我正在尝试将数据从xml文件导入到hive。
我在文件中的数据采用以下格式:
<review>
<unique_id>0206cs23</unnique_id>
<product_name>Abcd</product_name>
<product_type>abcd122</product_type>
<rating>1</rating><title>ertn</title>
<date>23/03/2012</date>
<reviewer>mr. Abcd</reviewer>
<reviewer_location>North Carolina, USA</reviewer_location
<review_text>I've always held the</review_text>
</review>
这就是我正在做的事情::
CREATE EXTERNAL TABLE RREVIEW (unique_id BIGINT, product_name string, product_type string, rating float, title string, review_date string, reviewer string, reviewer_location string, review_text string)
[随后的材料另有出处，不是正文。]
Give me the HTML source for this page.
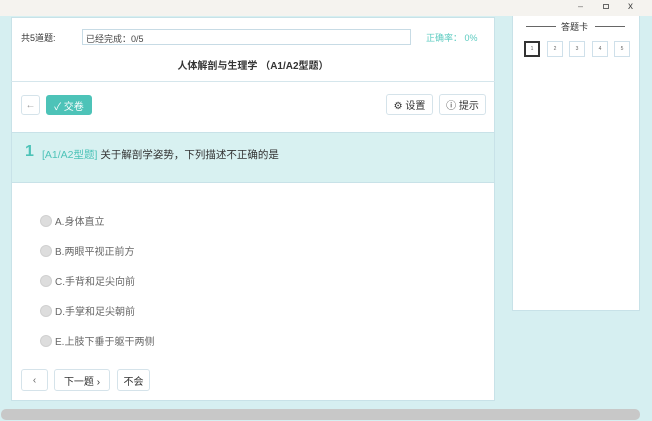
<!DOCTYPE html><html><head><meta charset="utf-8"><style>
*{margin:0;padding:0;box-sizing:border-box}
body{width:652px;height:421px;overflow:hidden;background:#d6eff1;font-family:"Liberation Sans","Noto Sans CJK SC",sans-serif;font-size:10px;color:#333;position:relative}
.a{position:absolute}
.btn{position:absolute;border:1px solid #d5e3ea;border-radius:3px;background:#fff;font-size:10px;display:flex;align-items:center;justify-content:center;color:#333}
.opt{position:absolute;left:40px;font-size:10px;color:#666;display:flex;align-items:center}
.opt i{display:inline-block;width:12px;height:12px;border-radius:50%;background:#ddd;border:1px solid #d0d0d0;margin-right:3px}
.n{position:absolute;top:41px;width:16px;height:16px;border:1px solid #cfe0ea;font-size:5px;color:#666;display:flex;align-items:center;justify-content:center}
</style></head><body>
<div class="a" style="left:0;top:0;width:652px;height:16px;background:#f5f3ef"></div>
<div class="a" style="left:578px;top:1px;font-size:9px;color:#666">–</div>
<div class="a" style="left:603px;top:4px;width:6px;height:5px;border:1px solid #666"></div>
<div class="a" style="left:628px;top:1px;font-size:10px;color:#444">x</div>
<div class="a" style="left:11px;top:17px;width:484px;height:384px;background:#fff;border:1px solid #c8e2e8"></div>
<div class="a" style="left:21px;top:31px;font-size:9px">共5道题:</div>
<div class="a" style="left:82px;top:29px;width:329px;height:16px;border:1px solid #c7dbe5;font-size:9px;padding:2px 3px;color:#444">已经完成：0/5</div>
<div class="a" style="left:426px;top:31px;font-size:9px;color:#5ccbc0">正确率： 0%</div>
<div class="a" style="left:0;top:57px;width:506px;text-align:center;font-size:10px;font-weight:bold">人体解剖与生理学 （A1/A2型题）</div>
<div class="a" style="left:11px;top:81px;width:484px;height:1px;background:#d5e6ec"></div>
<div class="btn" style="left:21px;top:95px;width:19px;height:20px;color:#999">←</div>
<div class="btn" style="left:46px;top:95px;width:46px;height:20px;background:#4dc3b8;border-color:#4dc3b8;color:#fff">✓ 交卷</div>
<div class="btn" style="left:386px;top:94px;width:47px;height:21px">⚙ 设置</div>
<div class="btn" style="left:439px;top:94px;width:47px;height:21px">ⓘ 提示</div>
<div class="a" style="left:12px;top:132px;width:482px;height:51px;background:#d8f1f1;border-top:1px solid #c8e2e8;border-bottom:1px solid #c8e2e8"></div>
<div class="a" style="left:25px;top:143px;font-size:16px;font-weight:bold;color:#4dc3b8">1</div>
<div class="a" style="left:42px;top:147px;font-size:10.5px;color:#4dc3b8">[A1/A2型题] <span style="color:#333">关于解剖学姿势，下列描述不正确的是</span></div>
<div class="opt" style="top:213px"><i></i>A.身体直立</div>
<div class="opt" style="top:243px"><i></i>B.两眼平视正前方</div>
<div class="opt" style="top:273px"><i></i>C.手背和足尖向前</div>
<div class="opt" style="top:303px"><i></i>D.手掌和足尖朝前</div>
<div class="opt" style="top:333px"><i></i>E.上肢下垂于躯干两侧</div>
<div class="btn" style="left:21px;top:369px;width:27px;height:22px;color:#666">‹</div>
<div class="btn" style="left:54px;top:369px;width:56px;height:22px">下一题 ›</div>
<div class="btn" style="left:117px;top:369px;width:33px;height:22px">不会</div>
<div class="a" style="left:512px;top:16px;width:128px;height:295px;background:#fff;border:1px solid #c8e2e8;border-top:none"></div>
<div class="a" style="left:526px;top:26px;width:30px;height:1px;background:#666"></div>
<div class="a" style="left:561px;top:20px;font-size:9px;color:#333">答题卡</div>
<div class="a" style="left:595px;top:26px;width:30px;height:1px;background:#666"></div>
<div class="n" style="left:524px;border:2px solid #333">1</div>
<div class="n" style="left:547px">2</div>
<div class="n" style="left:569px">3</div>
<div class="n" style="left:592px">4</div>
<div class="n" style="left:614px">5</div>
<div class="a" style="left:1px;top:409px;width:639px;height:11px;background:#c8c8c8;border-radius:5px"></div>
</body></html>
ROW FORMAT SERDE 'com.ibm.spss.hive.serde2.xml.XmlSerDe'
WITH SERDEPROPERTIES (
"column.xpath.unique_id"="/review/unique_id/text()",
"column.xpath.product_name"="/review/product_name/text()",
"column.xpath.product_type"="/review/product_type/text()",
"column.xpath.rating"="/review/rating/text()",
"column.xpath.title"="/review/title/text()",
"column.xpath.review_date"="/review/date/text()",
"column.xpath.reviewer"="/review/reviewer/text()",
"column.xpath.reviewer_location"="/review/reviewer_location/text()",
"column.xpath.review_text"="/review/review_text/text()"
)
STORED AS
INPUTFORMAT 'com.ibm.spss.hive.serde2.xml.XmlInputFormat'
OUTPUTFORMAT 'org.apache.hadoop.hive.ql.io.IgnoreKeyTextOutputFormat'
TBLPROPERTIES (
"xmlinput.start"="<unique_id> ",
"xmlinput.end"="</review>"
);
加载数据后(使用:LOAD DATA INPATH 'hdfs_file_or_directory_path' [OVERWRITE] INTO TABLE tablename
)
它显示了这个消息:
Loading data to table default.rreview
Table default.rreview stats: [numFiles=1, numRows=0, totalSize=226671853, rawDataSize=0]
OK
Time taken: 0.373 seconds
但是当我查询表格时它没有显示任何内容......帮助。